Requirements
Repeat each entry as written and leave the images out of the copy.

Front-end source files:
----------
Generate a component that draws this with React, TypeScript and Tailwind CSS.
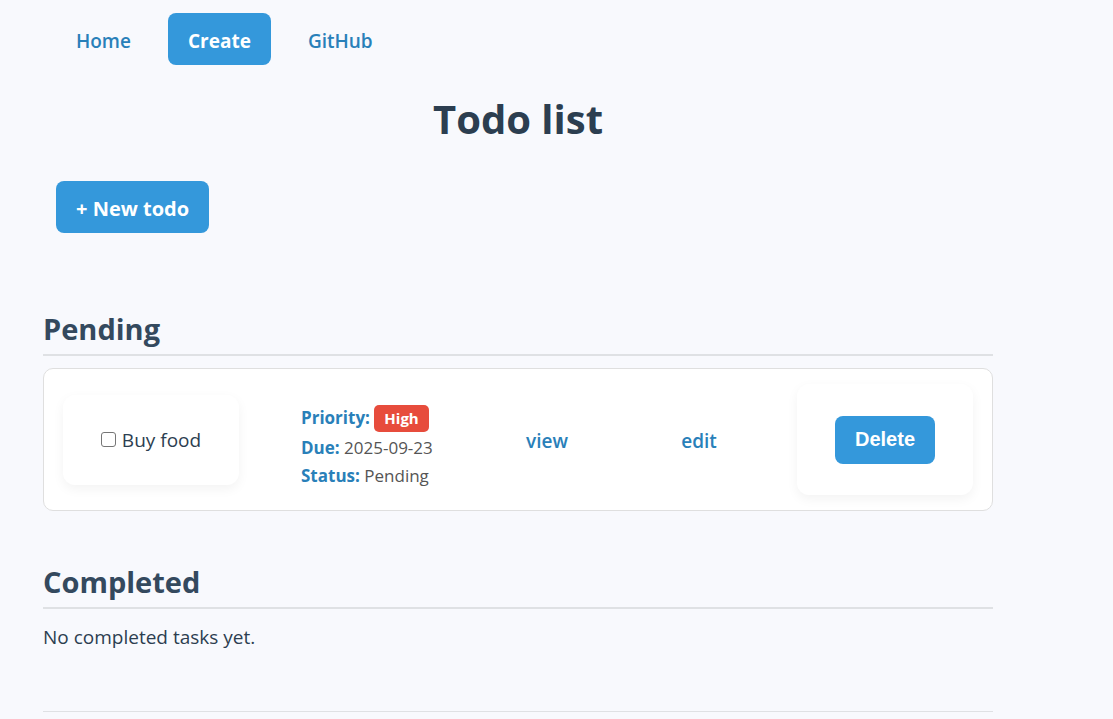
const todos = [
  { id: 1, title: "Buy food", priority: "High", due: "2025-09-23", status: "Pending" },
];

const textLink = "font-semibold text-[#2980b9]";
const navLink = "rounded-lg px-5 pt-3 pb-2";
const filledLink = "rounded-lg bg-[#3498db] px-5 pt-3 pb-2 font-bold text-white";
const panel = "flex items-center justify-center rounded-xl bg-white shadow-[0_4px_12px_rgba(0,0,0,0.05)]";

function SectionTitle({ children }: { children: string }) {
  return (
    <h2 className="border-b-2 border-[#dfe1e4] pb-1 text-[29px] leading-[42px] font-bold text-[#34495e]">
      {children}
    </h2>
  );
}

function TodoRow({ todo }: { todo: (typeof todos)[number] }) {
  return (
    <li className="grid grid-cols-[176px_1fr_152px_152px_198px] items-center rounded-[10px] border border-[#dfdfdf] bg-white px-[19px] py-[15px]">
      <div className={`${panel} h-[90px]`}>
        <label className="flex items-center gap-1.5">
          <input
            type="checkbox"
            className="size-[15px] appearance-none rounded-[3px] border border-[#767676] bg-white checked:bg-[#3498db]"
          />
          {todo.title}
        </label>
      </div>
      <div className="pt-3 pl-[62px] text-[17px] leading-7 text-[#555]">
        <p className="leading-8">
          <strong className="text-[#2980b9]">Priority:</strong>{" "}
          <span className="inline-block rounded-[5px] bg-[#e74c3c] px-2.5 text-[15px] leading-[27px] font-bold text-white">
            {todo.priority}
          </span>
        </p>
        <p>
          <strong className="text-[#2980b9]">Due:</strong> {todo.due}
        </p>
        <p>
          <strong className="text-[#2980b9]">Status:</strong> {todo.status}
        </p>
      </div>
      <a href="#view" className={`${textLink} pt-0.5 text-center`}>view</a>
      <a href="#edit" className={`${textLink} pt-0.5 text-center`}>edit</a>
      <form className={`${panel} h-[111px] w-44 justify-self-end`} onSubmit={(e) => e.preventDefault()}>
        <button
          type="submit"
          className="h-12 rounded-lg bg-[#3498db] px-5 pb-0.5 font-['Liberation_Sans',sans-serif] text-[20px] font-bold text-white"
        >
          Delete
        </button>
      </form>
    </li>
  );
}

export default function App() {
  return (
    <div className="min-h-screen bg-[#f8f9fd] pr-[120px] pl-[43px] font-['Open_Sans','Noto_Sans',sans-serif] text-[19px] leading-8 text-[#2c3e50]">
      <nav className="flex gap-[17px] px-[13px] pt-[13px]">
        <a href="#home" className={`${textLink} ${navLink}`}>Home</a>
        <a href="#create" className={filledLink}>Create</a>
        <a href="#github" className={`${textLink} ${navLink}`}>GitHub</a>
      </nav>
      <main>
        <h1 className="mt-6 text-center text-[40px] leading-[60px] font-bold">Todo list</h1>
        <div className="mt-8 flex px-[13px] text-[20px] leading-8">
          <a href="#new" className={filledLink}>+ New todo</a>
        </div>
        <section className="mt-[75px]">
          <SectionTitle>Pending</SectionTitle>
          <ul className="mt-3">
            {todos.map((todo) => (
              <TodoRow key={todo.id} todo={todo} />
            ))}
          </ul>
        </section>
        <section className="mt-[50px]">
          <SectionTitle>Completed</SectionTitle>
          <p className="mt-3">No completed tasks yet.</p>
        </section>
      </main>
      <hr className="mt-[58px] border-[#dfe1e4]" />
    </div>
  );
}
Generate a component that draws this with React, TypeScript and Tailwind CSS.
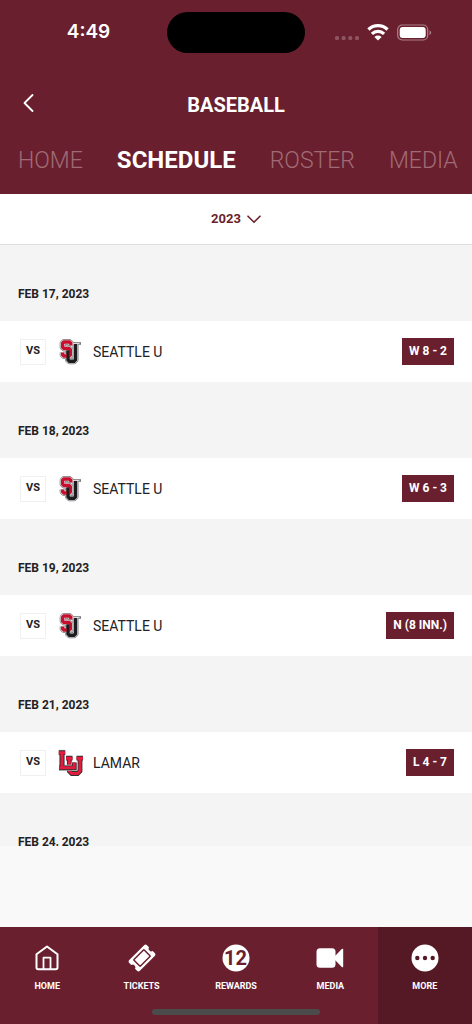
----------
Exercise solution
Generate a component that draws this with React, TypeScript and Tailwind CSS.
const todos = [
  { id: 1, title: "Buy food", priority: "High", due: "2025-09-23", status: "Pending" },
];

const textLink = "font-semibold text-[#2980b9]";
const navLink = "rounded-lg px-5 pt-3 pb-2";
const filledLink = "rounded-lg bg-[#3498db] px-5 pt-3 pb-2 font-bold text-white";
const panel = "flex items-center justify-center rounded-xl bg-white shadow-[0_4px_12px_rgba(0,0,0,0.05)]";

function SectionTitle({ children }: { children: string }) {
  return (
    <h2 className="border-b-2 border-[#dfe1e4] pb-1 text-[29px] leading-[42px] font-bold text-[#34495e]">
      {children}
    </h2>
  );
}

function TodoRow({ todo }: { todo: (typeof todos)[number] }) {
  return (
    <li className="grid grid-cols-[176px_1fr_152px_152px_198px] items-center rounded-[10px] border border-[#dfdfdf] bg-white px-[19px] py-[15px]">
      <div className={`${panel} h-[90px]`}>
        <label className="flex items-center gap-1.5">
          <input
            type="checkbox"
            className="size-[15px] appearance-none rounded-[3px] border border-[#767676] bg-white checked:bg-[#3498db]"
          />
          {todo.title}
        </label>
      </div>
      <div className="pt-3 pl-[62px] text-[17px] leading-7 text-[#555]">
        <p className="leading-8">
          <strong className="text-[#2980b9]">Priority:</strong>{" "}
          <span className="inline-block rounded-[5px] bg-[#e74c3c] px-2.5 text-[15px] leading-[27px] font-bold text-white">
            {todo.priority}
          </span>
        </p>
        <p>
          <strong className="text-[#2980b9]">Due:</strong> {todo.due}
        </p>
        <p>
          <strong className="text-[#2980b9]">Status:</strong> {todo.status}
        </p>
      </div>
      <a href="#view" className={`${textLink} pt-0.5 text-center`}>view</a>
      <a href="#edit" className={`${textLink} pt-0.5 text-center`}>edit</a>
      <form className={`${panel} h-[111px] w-44 justify-self-end`} onSubmit={(e) => e.preventDefault()}>
        <button
          type="submit"
          className="h-12 rounded-lg bg-[#3498db] px-5 pb-0.5 font-['Liberation_Sans',sans-serif] text-[20px] font-bold text-white"
        >
          Delete
        </button>
      </form>
    </li>
  );
}

export default function App() {
  return (
    <div className="min-h-screen bg-[#f8f9fd] pr-[120px] pl-[43px] font-['Open_Sans','Noto_Sans',sans-serif] text-[19px] leading-8 text-[#2c3e50]">
      <nav className="flex gap-[17px] px-[13px] pt-[13px]">
        <a href="#home" className={`${textLink} ${navLink}`}>Home</a>
        <a href="#create" className={filledLink}>Create</a>
        <a href="#github" className={`${textLink} ${navLink}`}>GitHub</a>
      </nav>
      <main>
        <h1 className="mt-6 text-center text-[40px] leading-[60px] font-bold">Todo list</h1>
        <div className="mt-8 flex px-[13px] text-[20px] leading-8">
          <a href="#new" className={filledLink}>+ New todo</a>
        </div>
        <section className="mt-[75px]">
          <SectionTitle>Pending</SectionTitle>
          <ul className="mt-3">
            {todos.map((todo) => (
              <TodoRow key={todo.id} todo={todo} />
            ))}
          </ul>
        </section>
        <section className="mt-[50px]">
          <SectionTitle>Completed</SectionTitle>
          <p className="mt-3">No completed tasks yet.</p>
        </section>
      </main>
      <hr className="mt-[58px] border-[#dfe1e4]" />
    </div>
  );
}
Generate a component that draws this with React, TypeScript and Tailwind CSS.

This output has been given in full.